Una congiura dei giudici?

L’affermazione secondo cui un giudice è tenuto ad applicare la legge, e non a disapplicarla, come fatto dal tribunale di Catania, è del tutto infondata. Infatti, «la normativa interna incompatibile con quella dell'Unione va disapplicata dal giudice nazionale», come disposto dalla Corte costituzionale.

In altre parole, «ove insorga un conflitto tra un aspetto del diritto dell’Unione e un aspetto del diritto di uno stato membro dell’Unione (diritto nazionale), prevale il diritto dell’Unione», come affermato dalla Cgue. Questo principio di primazia della normativa Ue ha consentito alla giudice di disapplicare la normativa nazionale in contrasto con essa.

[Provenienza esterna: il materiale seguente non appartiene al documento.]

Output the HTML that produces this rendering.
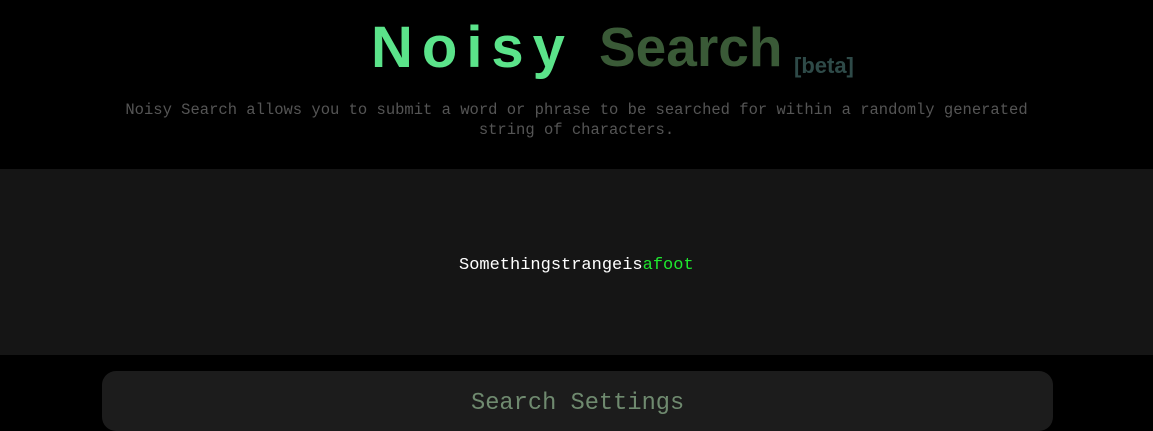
<!DOCTYPE html>
<html><head><style>
html,body{margin:0;padding:0;background:#000;width:1153px;height:400px;overflow:hidden}
.t{position:absolute;white-space:nowrap;font-family:"Liberation Sans",sans-serif;font-weight:bold}
.m{position:absolute;white-space:nowrap;font-family:"Liberation Mono",monospace}
</style></head><body>
<div class="t" style="left:371px;top:14px;font-size:58px;letter-spacing:9px;color:#5be38a">Noisy</div>
<div class="t" style="left:599px;top:15px;font-size:55px;color:#3a5a37">Search</div>
<div class="t" style="left:794px;top:53px;font-size:22px;color:#2e4a48">[beta]</div>
<div class="m" style="left:0;width:1153px;text-align:center;top:100px;font-size:15.5px;line-height:20px;color:#555">Noisy Search allows you to submit a word or phrase to be searched for within a randomly generated<br>string of characters.</div>
<div style="position:absolute;left:0;top:169px;width:1153px;height:186px;background:#151515"></div>
<div class="m" style="left:459px;top:256px;font-size:17px;color:#fff">Somethingstrangeis<span style="color:#1ee82e">afoot</span></div>
<div style="position:absolute;left:102px;top:371px;width:951px;height:60px;background:#1c1c1c;border-radius:14px"></div>
<div class="m" style="left:471px;top:390px;font-size:23.7px;color:#6f8a6f">Search Settings</div>
</body></html>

In un post su Facebook Giorgia Meloni si è detta basita dalla pronuncia della giudice per una serie di profili. Tuttavia, a differenza di quanto sostenuto dalla presidente del Consiglio, tale pronuncia non parla di Tunisia come paese non sicuro, non valuta nel merito le motivazioni dei migranti, ma si limita a enunciarle, disapplica le norme nazionali contrarie a quelle Ue, e non si scaglia contro nessuno, tanto meno contro «un governo democraticamente eletto».

Anziché ipotizzare una sorta di congiura giudiziaria contro l’esecutivo, non sarebbe più corretto riconoscere che le norme siano state scritte senza rispettare la cornice costituita dalla disciplina europea, e impegnarsi a legiferare meglio, e soprattutto nel rispetto dei diritti?